4.3 Wood industrial network
Our results indicated that the transportation distances did not account for a large portion of total emissions. For instance, the cumulative emissions at the end of the simulation for the Increased partial cut + increased planting scenario with wood of different species and qualities sent to different wood destinations (Far scenario) were increased by 1.78% (0.019 MtCO2e) with a near doubling of average transportation distances in comparison to the Bau scenario for which all harvested wood was sent to the closest mill (Close scenario) (218 vs. 117 km). In contrast, when we assumed an improved sawmilling efficiency yielding a more important share of long-lived products (a proportion of 53% of sawnwood from softwood logs instead of 42%) (but no change in transportation distance), this caused a reduction in cumulative emissions of 13.75% (or −0.139 MtCO2e).
Therefore, in our study, the sawmilling efficiency appears to be a more important factor in the carbon balance than the distance to processing facilities over the range of values we tested here. A 1% increase in sawmilling efficiency yielded a cumulative reduction of 0.0126 MtCO2e over the simulation period; the same emission reduction would necessitate a decrease in average transportation distances of about 67 km. This suggests that, from a carbon balance standpoint, it is advantageous to seek wood processing facilities that can guarantee a higher material yield, even if they are located further (notwithstanding effects on costs). Such higher material yields could be obtained by better planning of wood-cutting patterns (Dumetz et al., 2021) and better tracing and sorting of logs (Björk et al., 2011).
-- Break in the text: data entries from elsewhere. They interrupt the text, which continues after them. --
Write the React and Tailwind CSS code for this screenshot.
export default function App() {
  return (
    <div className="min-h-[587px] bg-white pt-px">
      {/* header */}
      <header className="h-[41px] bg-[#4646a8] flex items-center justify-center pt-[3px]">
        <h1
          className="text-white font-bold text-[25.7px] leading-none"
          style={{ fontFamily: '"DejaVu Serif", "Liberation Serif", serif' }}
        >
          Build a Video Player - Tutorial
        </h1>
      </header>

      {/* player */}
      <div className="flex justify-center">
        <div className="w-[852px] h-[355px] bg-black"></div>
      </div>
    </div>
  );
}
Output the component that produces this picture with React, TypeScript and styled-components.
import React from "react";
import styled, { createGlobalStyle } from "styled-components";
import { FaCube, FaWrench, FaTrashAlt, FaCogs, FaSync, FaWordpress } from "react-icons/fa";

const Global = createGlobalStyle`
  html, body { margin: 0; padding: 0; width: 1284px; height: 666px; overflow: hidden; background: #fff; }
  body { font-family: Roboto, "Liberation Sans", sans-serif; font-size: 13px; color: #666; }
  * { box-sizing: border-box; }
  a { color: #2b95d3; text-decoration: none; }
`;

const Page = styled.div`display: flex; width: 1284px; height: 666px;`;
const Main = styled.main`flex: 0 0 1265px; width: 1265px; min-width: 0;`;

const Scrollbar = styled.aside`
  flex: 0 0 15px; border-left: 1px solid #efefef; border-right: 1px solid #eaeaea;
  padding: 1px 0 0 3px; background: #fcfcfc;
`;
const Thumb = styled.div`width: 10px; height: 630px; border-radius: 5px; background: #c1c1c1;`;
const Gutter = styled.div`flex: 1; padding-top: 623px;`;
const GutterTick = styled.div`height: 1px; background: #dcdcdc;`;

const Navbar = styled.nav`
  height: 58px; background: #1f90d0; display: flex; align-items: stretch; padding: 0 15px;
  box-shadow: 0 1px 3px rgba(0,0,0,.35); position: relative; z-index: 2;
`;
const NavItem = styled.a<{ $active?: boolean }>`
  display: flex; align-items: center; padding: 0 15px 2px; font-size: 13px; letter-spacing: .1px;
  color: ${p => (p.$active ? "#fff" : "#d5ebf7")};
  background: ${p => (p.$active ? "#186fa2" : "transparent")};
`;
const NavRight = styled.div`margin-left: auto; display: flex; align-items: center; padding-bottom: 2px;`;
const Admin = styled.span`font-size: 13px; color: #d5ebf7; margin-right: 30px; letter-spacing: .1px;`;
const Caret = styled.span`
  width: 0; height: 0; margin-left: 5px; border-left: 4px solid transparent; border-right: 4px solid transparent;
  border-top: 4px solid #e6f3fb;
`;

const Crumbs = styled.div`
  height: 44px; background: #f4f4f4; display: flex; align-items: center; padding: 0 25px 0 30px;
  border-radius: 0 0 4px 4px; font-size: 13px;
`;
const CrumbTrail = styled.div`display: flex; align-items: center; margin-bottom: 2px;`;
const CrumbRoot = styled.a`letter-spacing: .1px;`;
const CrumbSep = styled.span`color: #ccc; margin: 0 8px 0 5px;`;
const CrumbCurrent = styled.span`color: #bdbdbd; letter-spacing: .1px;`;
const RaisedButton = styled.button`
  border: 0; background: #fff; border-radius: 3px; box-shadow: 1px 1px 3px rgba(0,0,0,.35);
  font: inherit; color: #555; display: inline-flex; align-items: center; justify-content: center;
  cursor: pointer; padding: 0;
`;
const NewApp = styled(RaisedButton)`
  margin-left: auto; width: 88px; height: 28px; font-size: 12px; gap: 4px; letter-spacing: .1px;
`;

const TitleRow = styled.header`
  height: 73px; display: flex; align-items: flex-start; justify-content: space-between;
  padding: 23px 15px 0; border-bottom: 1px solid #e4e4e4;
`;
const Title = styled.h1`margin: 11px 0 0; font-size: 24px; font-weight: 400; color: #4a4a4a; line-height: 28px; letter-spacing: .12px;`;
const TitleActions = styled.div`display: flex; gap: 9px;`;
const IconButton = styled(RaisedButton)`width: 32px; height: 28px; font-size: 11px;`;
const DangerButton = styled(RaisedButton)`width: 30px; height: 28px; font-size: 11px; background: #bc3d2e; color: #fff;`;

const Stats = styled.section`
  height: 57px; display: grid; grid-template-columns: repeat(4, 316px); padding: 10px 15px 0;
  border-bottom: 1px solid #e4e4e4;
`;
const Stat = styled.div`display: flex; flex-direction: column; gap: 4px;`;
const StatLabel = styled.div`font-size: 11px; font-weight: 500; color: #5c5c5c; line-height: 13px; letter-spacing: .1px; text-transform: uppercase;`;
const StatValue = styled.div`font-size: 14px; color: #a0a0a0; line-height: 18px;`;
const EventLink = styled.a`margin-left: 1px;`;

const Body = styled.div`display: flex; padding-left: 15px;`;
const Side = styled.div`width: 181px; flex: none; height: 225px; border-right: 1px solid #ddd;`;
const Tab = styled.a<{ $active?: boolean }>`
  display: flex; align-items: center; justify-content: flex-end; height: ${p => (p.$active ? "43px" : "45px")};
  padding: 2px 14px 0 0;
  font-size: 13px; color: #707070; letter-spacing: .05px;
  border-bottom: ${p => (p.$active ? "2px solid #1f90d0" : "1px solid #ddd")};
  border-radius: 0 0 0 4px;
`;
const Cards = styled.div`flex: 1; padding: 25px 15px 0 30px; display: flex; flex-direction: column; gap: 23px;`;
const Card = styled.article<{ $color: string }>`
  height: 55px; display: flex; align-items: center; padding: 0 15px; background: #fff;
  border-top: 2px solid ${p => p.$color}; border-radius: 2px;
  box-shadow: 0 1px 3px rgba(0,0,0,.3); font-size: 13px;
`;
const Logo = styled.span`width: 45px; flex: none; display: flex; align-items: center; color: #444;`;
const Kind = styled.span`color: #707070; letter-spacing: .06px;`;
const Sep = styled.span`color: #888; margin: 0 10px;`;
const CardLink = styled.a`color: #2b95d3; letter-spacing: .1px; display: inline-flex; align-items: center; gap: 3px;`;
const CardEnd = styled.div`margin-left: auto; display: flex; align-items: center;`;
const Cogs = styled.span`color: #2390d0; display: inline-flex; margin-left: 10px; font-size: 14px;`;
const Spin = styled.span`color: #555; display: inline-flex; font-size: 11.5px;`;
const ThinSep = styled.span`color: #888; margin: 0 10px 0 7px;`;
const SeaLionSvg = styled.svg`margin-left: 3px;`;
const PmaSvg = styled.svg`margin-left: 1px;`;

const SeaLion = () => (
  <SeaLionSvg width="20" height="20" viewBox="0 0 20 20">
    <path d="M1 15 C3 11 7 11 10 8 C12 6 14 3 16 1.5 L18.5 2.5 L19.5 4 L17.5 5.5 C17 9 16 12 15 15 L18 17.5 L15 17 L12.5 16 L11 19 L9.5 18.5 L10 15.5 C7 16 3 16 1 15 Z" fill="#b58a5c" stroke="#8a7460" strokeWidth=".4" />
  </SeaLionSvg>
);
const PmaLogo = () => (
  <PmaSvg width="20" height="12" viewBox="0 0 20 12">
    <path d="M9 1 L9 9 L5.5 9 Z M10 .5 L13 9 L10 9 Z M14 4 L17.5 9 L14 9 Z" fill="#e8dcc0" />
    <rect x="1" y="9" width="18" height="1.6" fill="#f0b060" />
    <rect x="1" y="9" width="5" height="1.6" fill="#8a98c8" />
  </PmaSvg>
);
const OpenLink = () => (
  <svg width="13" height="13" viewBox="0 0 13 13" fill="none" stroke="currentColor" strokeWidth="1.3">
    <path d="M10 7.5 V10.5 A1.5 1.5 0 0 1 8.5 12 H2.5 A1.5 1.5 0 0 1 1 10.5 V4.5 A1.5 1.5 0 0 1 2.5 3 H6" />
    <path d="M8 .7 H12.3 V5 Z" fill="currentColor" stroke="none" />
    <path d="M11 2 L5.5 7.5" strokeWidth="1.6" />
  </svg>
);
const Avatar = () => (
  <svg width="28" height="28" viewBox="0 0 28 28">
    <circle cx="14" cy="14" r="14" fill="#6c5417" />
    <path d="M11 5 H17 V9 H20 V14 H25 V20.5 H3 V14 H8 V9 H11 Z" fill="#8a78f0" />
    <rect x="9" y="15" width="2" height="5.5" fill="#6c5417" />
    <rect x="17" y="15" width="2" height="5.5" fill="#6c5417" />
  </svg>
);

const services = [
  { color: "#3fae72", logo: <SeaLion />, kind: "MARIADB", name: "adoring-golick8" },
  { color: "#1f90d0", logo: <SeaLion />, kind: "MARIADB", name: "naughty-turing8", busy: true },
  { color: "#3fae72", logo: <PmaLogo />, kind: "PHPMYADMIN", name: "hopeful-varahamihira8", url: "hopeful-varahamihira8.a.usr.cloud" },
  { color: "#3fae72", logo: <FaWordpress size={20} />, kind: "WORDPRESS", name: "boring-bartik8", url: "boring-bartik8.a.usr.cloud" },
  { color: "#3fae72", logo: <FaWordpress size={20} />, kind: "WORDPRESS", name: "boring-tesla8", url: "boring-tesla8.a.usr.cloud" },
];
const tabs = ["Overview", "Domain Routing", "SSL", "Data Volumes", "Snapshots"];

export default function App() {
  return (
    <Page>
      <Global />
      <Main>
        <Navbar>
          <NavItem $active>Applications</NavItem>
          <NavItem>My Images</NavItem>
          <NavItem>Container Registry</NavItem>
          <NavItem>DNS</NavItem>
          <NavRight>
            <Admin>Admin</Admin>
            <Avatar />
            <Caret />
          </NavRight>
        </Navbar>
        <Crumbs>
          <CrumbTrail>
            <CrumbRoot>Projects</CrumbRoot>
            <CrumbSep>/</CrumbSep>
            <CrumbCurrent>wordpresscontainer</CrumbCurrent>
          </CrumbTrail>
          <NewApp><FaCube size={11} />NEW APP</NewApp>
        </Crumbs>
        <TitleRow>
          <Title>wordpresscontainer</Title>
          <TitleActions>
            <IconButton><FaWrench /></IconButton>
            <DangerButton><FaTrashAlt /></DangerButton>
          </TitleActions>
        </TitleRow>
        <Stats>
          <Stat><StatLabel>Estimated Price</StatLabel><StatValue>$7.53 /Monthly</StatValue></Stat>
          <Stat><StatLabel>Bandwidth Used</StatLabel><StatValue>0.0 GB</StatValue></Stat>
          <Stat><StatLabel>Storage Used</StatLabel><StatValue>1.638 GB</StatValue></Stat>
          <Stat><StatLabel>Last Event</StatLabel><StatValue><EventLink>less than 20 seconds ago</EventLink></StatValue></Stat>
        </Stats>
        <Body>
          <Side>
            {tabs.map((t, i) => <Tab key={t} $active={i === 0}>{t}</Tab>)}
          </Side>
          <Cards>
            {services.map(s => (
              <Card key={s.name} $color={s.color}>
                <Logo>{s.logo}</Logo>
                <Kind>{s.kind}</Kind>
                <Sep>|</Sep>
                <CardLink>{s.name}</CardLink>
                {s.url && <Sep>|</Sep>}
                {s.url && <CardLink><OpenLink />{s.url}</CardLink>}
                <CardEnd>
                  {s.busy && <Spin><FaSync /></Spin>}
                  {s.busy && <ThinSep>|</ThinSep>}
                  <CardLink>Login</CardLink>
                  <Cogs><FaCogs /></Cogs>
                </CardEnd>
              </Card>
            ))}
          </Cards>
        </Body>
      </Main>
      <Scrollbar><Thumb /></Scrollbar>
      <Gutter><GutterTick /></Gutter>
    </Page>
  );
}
However, advances in reducing fossil fuel emissions in wood supply chains can also contribute to an overall reduction in emissions; efforts in this matter should not be overlooked (Yan et al., 2021). Based on our results, emissions from transportation would need to be reduced by an average of 0.03 to 0.05 kgCO2e m−3 km−1 to cause the equivalent carbon effect of a 1% increase in sawmilling efficiency. Nevertheless, for a given forest management system, the strategic, technical or financial feasibility of modifying transport distances vs. transport fuel efficiency vs. sawmilling efficiency might differ.
The importance of increasing the share of long-lived products by improvements in manufacturing processes and/or management practices that increase the size and/or fibre quality of trees has often been mentioned in the literature (Pukkala, 2014; Gustavsson et al., 2017; Chen et al., 2018). In our study, we assumed no change in wood processing and manufacturing practices. However, technological advancements in these areas will likely lead over time to the production of new wood products, products with extended service life and/or increased recycling rates, thereby increasing carbon storage and reducing emissions (Li et al., 2022). Changes toward an increased share of long-lived products can also be driven by increased market demand for wood for home applications and constructions (Zhao et al., 2022). Likewise, improvements in landfill management (such as an increased recovery and use of CH4) would also reduce expected emissions from the end-of-life of wood products (Moreau et al., 2023). Our basket of products also did not vary according to forest management scenarios. It would, however, be possible to modulate the basket to reflect a greater proportion of larger and/or higher quality stems that might emerge from silvicultural practices, which would influence emissions from wood products. Our analysis of the impact of transport distances could also be refined in future work, as we did not disaggregate Woodstock solutions into diametrical classes or log quality and did not include financial aspects. Data on costs and log size and quality could (i) give an indication of the difference caused by the management strategy on the proportion of long-lived products in wood supply and (ii) assess the profitability and mitigation costs of alternative strategies.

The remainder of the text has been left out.